Front-end source files
━━━━━━━━━━━━━━━━━━━━━━━━━━━━━━
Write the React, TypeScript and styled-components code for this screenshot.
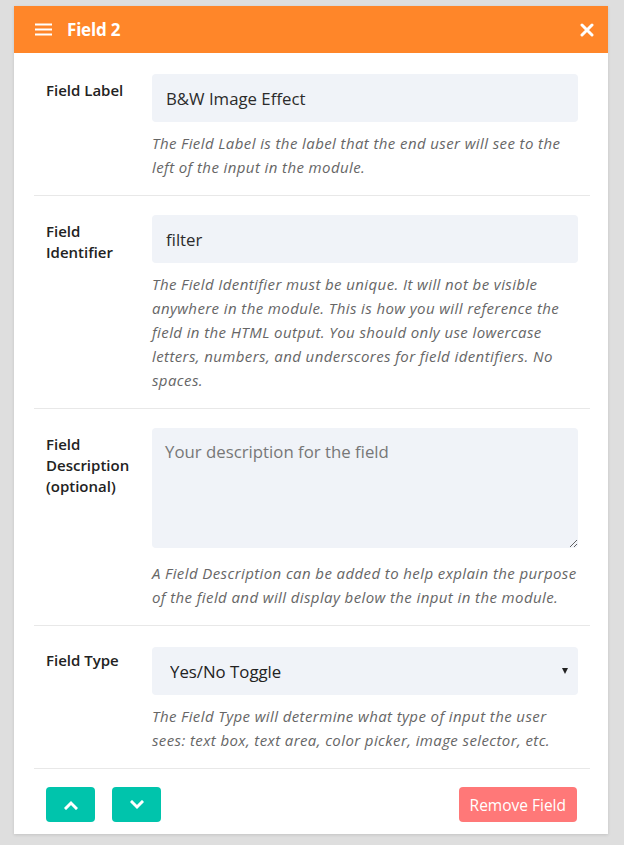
import { memo } from 'react';
import styled, { createGlobalStyle } from 'styled-components';

const GlobalStyle = createGlobalStyle`
    html, body {
        margin: 0;
        padding: 0;
        background: #dedede;
        font-family: "Open Sans", "Noto Sans", sans-serif;
    }

    * {
        box-sizing: border-box;
    }
`;

const StyledPage = styled.div`
    width: 624px;
    min-height: 845px;
    padding: 6px 16px 10px 14px;
    background: #dedede;
`;

const StyledCard = styled.div`
    background: #ffffff;
    box-shadow: 0 1px 3px rgba(0, 0, 0, 0.12);
`;

const StyledHeader = styled.header`
    height: 47px;
    padding: 0 14px 0 21px;

    display: flex;
    align-items: center;

    background: #ff8629;
    color: #ffffff;

    > .headerTitle {
        margin-left: 15px;
        flex: 1;

        font-size: 17px;
        font-weight: 700;
        letter-spacing: -0.2px;
    }
`;

const StyledIconButton = styled.button`
    padding: 0;
    border: none;
    background: none;

    display: flex;
    align-items: center;
    justify-content: center;

    color: #ffffff;
    cursor: pointer;
`;

const StyledBody = styled.div`
    padding: 2px 18px 0 20px;
`;

const StyledRow = styled.div<{ $top?: number }>`
    padding: ${({ $top }) => $top ?? 19}px 12px 16px;

    display: grid;
    grid-template-columns: 106px 1fr;

    border-bottom: 1px solid #e8e8e8;
`;

const StyledLabel = styled.label<{ $offset?: number }>`
    margin-top: ${({ $offset }) => $offset ?? 6}px;

    color: #222222;
    font-size: 15px;
    line-height: 21px;
    font-weight: 600;
`;

const StyledControl = styled.div`
    min-width: 0;
`;

const StyledInput = styled.input`
    width: 100%;
    height: 48px;
    padding: 0 14px;

    border: none;
    border-radius: 4px;
    background: #f0f3f8;
    outline: none;

    color: #2b2b2b;
    font-family: inherit;
    font-size: 16.8px;
`;

const StyledTextarea = styled.textarea`
    display: block;
    width: 100%;
    height: 120px;
    margin-bottom: 13px;
    padding: 11px 13px;

    border: none;
    border-radius: 4px;
    background: #f0f3f8;
    outline: none;
    resize: vertical;

    color: #2b2b2b;
    font-family: inherit;
    font-size: 16.8px;
    line-height: 26px;

    &::placeholder {
        color: #777777;
    }
`;

const StyledSelectWrap = styled.div`
    position: relative;

    > .selectArrow {
        position: absolute;
        top: 21px;
        right: 10px;

        width: 0;
        height: 0;

        border-left: 3.5px solid transparent;
        border-right: 3.5px solid transparent;
        border-top: 6px solid #222222;

        pointer-events: none;
    }
`;

const StyledSelect = styled.select`
    width: 100%;
    height: 48px;
    padding: 0 18px;

    appearance: none;
    border: none;
    border-radius: 4px;
    background: #f0f3f8;
    outline: none;

    color: #222222;
    font-family: inherit;
    font-size: 16.8px;
`;

const StyledHelp = styled.p`
    margin: 9px 0 0;

    color: #666666;
    font-size: 15px;
    line-height: 24px;
    letter-spacing: 0.4px;
    font-style: italic;
`;

const StyledFooter = styled.div`
    padding: 18px 13px 12px 12px;

    display: flex;
    align-items: center;
    gap: 17px;

    > .footerSpacer {
        flex: 1;
    }
`;

const StyledButton = styled.button<{ $variant: 'move' | 'danger' }>`
    height: 35px;
    padding: 0 ${({ $variant }) => ($variant === 'move' ? 0 : 11)}px;
    width: ${({ $variant }) => ($variant === 'move' ? '49px' : 'auto')};

    display: flex;
    align-items: center;
    justify-content: center;

    border: none;
    border-radius: 4px;
    background: ${({ $variant }) => ($variant === 'move' ? '#00c4ac' : '#ff7878')};

    color: #ffffff;
    font-family: inherit;
    font-size: 15.5px;
    cursor: pointer;
`;

function MenuIcon() {
    return (
        <svg width="17" height="13" viewBox="0 0 17 13">
            <rect x="0" y="0.5" width="17" height="2" fill="#ffffff" />
            <rect x="0" y="5.5" width="17" height="2" fill="#ffffff" />
            <rect x="0" y="10.5" width="17" height="2" fill="#ffffff" />
        </svg>
    );
}

function CloseIcon() {
    return (
        <svg width="14" height="14" viewBox="0 0 14 14">
            <path d="M2 2 L12 12 M12 2 L2 12" stroke="#ffffff" strokeWidth="3" strokeLinecap="round" />
        </svg>
    );
}

function ChevronIcon(props: { up?: boolean }) {
    const { up } = props;

    return (
        <svg width="14" height="10" viewBox="0 0 14 10">
            <path
                d={up ? 'M2 8 L7 3 L12 8' : 'M2 2 L7 7 L12 2'}
                fill="none"
                stroke="#ffffff"
                strokeWidth="3"
                strokeLinecap="square" />
        </svg>
    );
}

function App() {
    return (
        <>
            <GlobalStyle />
            <StyledPage>
                <StyledCard>
                    <StyledHeader>
                        <MenuIcon />
                        <div className="headerTitle">
                            Field 2
                        </div>
                        <StyledIconButton aria-label="Close">
                            <CloseIcon />
                        </StyledIconButton>
                    </StyledHeader>

                    <StyledBody>
                        <StyledRow>
                            <StyledLabel>
                                Field Label
                            </StyledLabel>
                            <StyledControl>
                                <StyledInput defaultValue="B&W Image Effect" />
                                <StyledHelp>
                                    The Field Label is the label that the end user will see to the left of the input in the module.
                                </StyledHelp>
                            </StyledControl>
                        </StyledRow>

                        <StyledRow>
                            <StyledLabel>
                                Field<br />Identifier
                            </StyledLabel>
                            <StyledControl>
                                <StyledInput defaultValue="filter" />
                                <StyledHelp>
                                    The Field Identifier must be unique. It will not be visible anywhere in the module. This is how you will reference the field in the HTML output. You should only use lowercase letters, numbers, and underscores for field identifiers. No spaces.
                                </StyledHelp>
                            </StyledControl>
                        </StyledRow>

                        <StyledRow>
                            <StyledLabel>
                                Field<br />Description<br />(optional)
                            </StyledLabel>
                            <StyledControl>
                                <StyledTextarea placeholder="Your description for the field" />
                                <StyledHelp>
                                    A Field Description can be added to help explain the purpose of the field and will display below the input in the module.
                                </StyledHelp>
                            </StyledControl>
                        </StyledRow>

                        <StyledRow $top={21}>
                            <StyledLabel $offset={3}>
                                Field Type
                            </StyledLabel>
                            <StyledControl>
                                <StyledSelectWrap>
                                    <StyledSelect defaultValue="toggle">
                                        <option value="toggle">Yes/No Toggle</option>
                                    </StyledSelect>
                                    <span className="selectArrow" />
                                </StyledSelectWrap>
                                <StyledHelp>
                                    The Field Type will determine what type of input the user sees: text box, text area, color picker, image selector, etc.
                                </StyledHelp>
                            </StyledControl>
                        </StyledRow>

                        <StyledFooter>
                            <StyledButton $variant="move" aria-label="Move up">
                                <ChevronIcon up />
                            </StyledButton>
                            <StyledButton $variant="move" aria-label="Move down">
                                <ChevronIcon />
                            </StyledButton>
                            <div className="footerSpacer" />
                            <StyledButton $variant="danger">
                                Remove Field
                            </StyledButton>
                        </StyledFooter>
                    </StyledBody>
                </StyledCard>
            </StyledPage>
        </>
    );
}

export default memo(App);
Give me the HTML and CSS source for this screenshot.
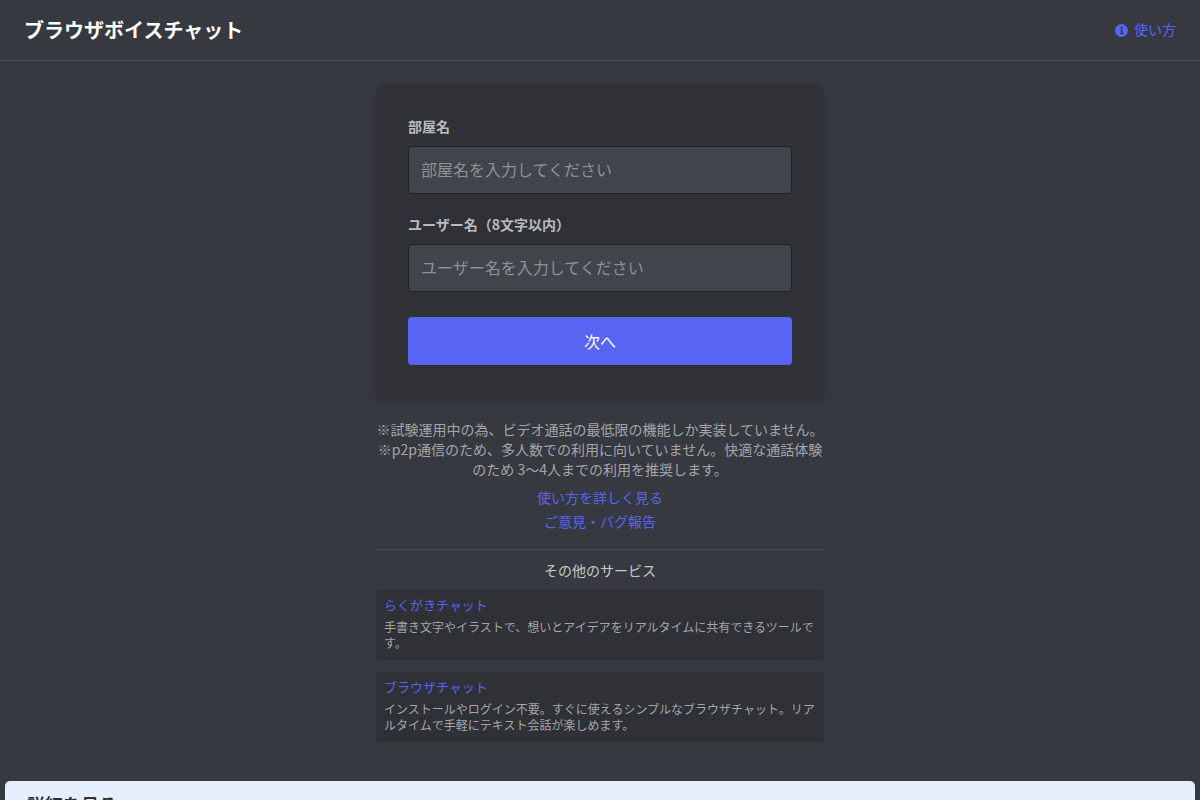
FILE: index.html
```html
<!DOCTYPE html>
<html lang="ja">
<head>
<meta charset="utf-8">
<title>ブラウザボイスチャット</title>
<link rel="stylesheet" href="styles.css">
</head>
<body>
<header class="header">
  <h1 class="brand">ブラウザボイスチャット</h1>
  <a class="help" href="#">
    <svg class="help-icon" viewBox="0 0 16 16" aria-hidden="true"><circle cx="8" cy="8" r="8" fill="#5865f2"/><path d="M6.4 7h2.8v4.2h1v1H6.4v-1h1V8h-1z" fill="#2f3136"/><circle cx="8.1" cy="4.8" r="1.3" fill="#2f3136"/></svg>
    <span class="help-text">使い方</span>
  </a>
</header>
<main class="main">
  <form class="card">
    <label class="label" for="room">部屋名</label>
    <input class="input" id="room" placeholder="部屋名を入力してください">
    <label class="label label-second" for="user">ユーザー名（8文字以内）</label>
    <input class="input" id="user" placeholder="ユーザー名を入力してください">
    <button class="button" type="button">次へ</button>
  </form>
  <div class="notes">
    <p>※試験運用中の為、ビデオ通話の最低限の機能しか実装していません。</p>
    <p>※p2p通信のため、多人数での利用に向いていません。快適な通話体験のため 3〜4人までの利用を推奨します。</p>
  </div>
  <div class="links">
    <a href="#">使い方を詳しく見る</a>
    <a href="#">ご意見・バグ報告</a>
  </div>
  <section class="services">
    <h2 class="services-title">その他のサービス</h2>
    <article class="service">
      <a href="#">らくがきチャット</a>
      <p>手書き文字やイラストで、想いとアイデアをリアルタイムに共有できるツールです。</p>
    </article>
    <article class="service">
      <a href="#">ブラウザチャット</a>
      <p>インストールやログイン不要。すぐに使えるシンプルなブラウザチャット。リアルタイムで手軽にテキスト会話が楽しめます。</p>
    </article>
  </section>
</main>
<section class="details">
  <h2>詳細を見る</h2>
</section>
</body>
</html>
```

FILE: styles.css
```css
* { box-sizing: border-box; }
html, body { height: 800px; overflow: hidden; }
body {
  margin: 0;
  background: #36393f;
  color: #dcddde;
  font-family: "Noto Sans CJK JP", "Liberation Sans", sans-serif;
}
a { color: #5865f2; text-decoration: none; }
p { margin: 0; }
.header {
  height: 61px;
  padding: 0 24px;
  display: flex;
  align-items: center;
  justify-content: space-between;
  border-bottom: 1px solid #4a4d52;
}
.brand { margin: 0; font-size: 20px; line-height: 28px; font-weight: 700; color: #fff; }
.help { display: flex; align-items: center; gap: 6px; font-size: 14px; line-height: 20px; }
.help-icon { width: 13px; height: 13px; }
.help-text { margin-top: -2px; }
.main { width: 448px; margin: 24px auto 0; }
.card {
  background: #2f3136;
  border-radius: 8px;
  padding: 31px 32px 36px;
  box-shadow: 0 2px 10px rgba(0, 0, 0, 0.1);
  display: flex;
  flex-direction: column;
}
.label { font-size: 14px; line-height: 20px; font-weight: 700; color: #b9bbbe; margin-bottom: 10px; }
.label-second { margin-top: 20px; }
.input {
  height: 48px;
  padding: 0 12px 2px;
  background: #40444b;
  border: 1px solid #202225;
  border-radius: 4px;
  color: #dcddde;
  font: 16px "Noto Sans CJK JP", sans-serif;
}
.input::placeholder { color: #8e9297; opacity: 1; }
.button {
  height: 48px;
  margin-top: 25px;
  background: #5865f2;
  border: 0;
  border-radius: 4px;
  color: #fff;
  font: 400 16px "Noto Sans CJK JP", sans-serif;
}
.notes { margin-top: 18px; font-size: 14px; line-height: 20px; color: #a3a6aa; text-align: center; }
.links { margin-top: 6px; display: flex; flex-direction: column; align-items: center; font-size: 14px; line-height: 24px; }
.services { margin-top: 16px; border-top: 1px solid #4a4d52; }
.services-title { margin: 10px 0 10px; font-size: 14px; line-height: 20px; font-weight: 400; text-align: center; color: #c8c9cb; }
.service { height: 70px; margin-bottom: 12px; padding: 6px 8px; background: #2f3136; border-radius: 4px; }
.service a { display: block; font-size: 13px; line-height: 17px; }
.service p { margin-top: 6px; font-size: 12px; line-height: 16px; color: #a3a6aa; }
.details {
  position: fixed;
  left: 5px;
  right: 5px;
  top: 781px;
  height: 60px;
  padding: 10px 22px;
  background: #e8effc;
  border-radius: 5px;
}
.details h2 { margin: 0; font-size: 18px; line-height: 26px; font-weight: 700; color: #2f3136; }
```
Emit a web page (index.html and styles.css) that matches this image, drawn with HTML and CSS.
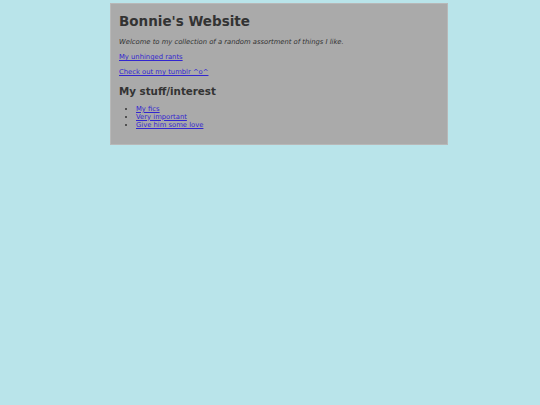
━━━━━━━━━━━━━━━━━━━━━━━━━━━━━━
■ **Description of the task**
Look through the listing and extract every line with "components" in it.

■ **Task result**
Write the React, TypeScript and styled-components code for this screenshot.
import styled, { createGlobalStyle } from 'styled-components';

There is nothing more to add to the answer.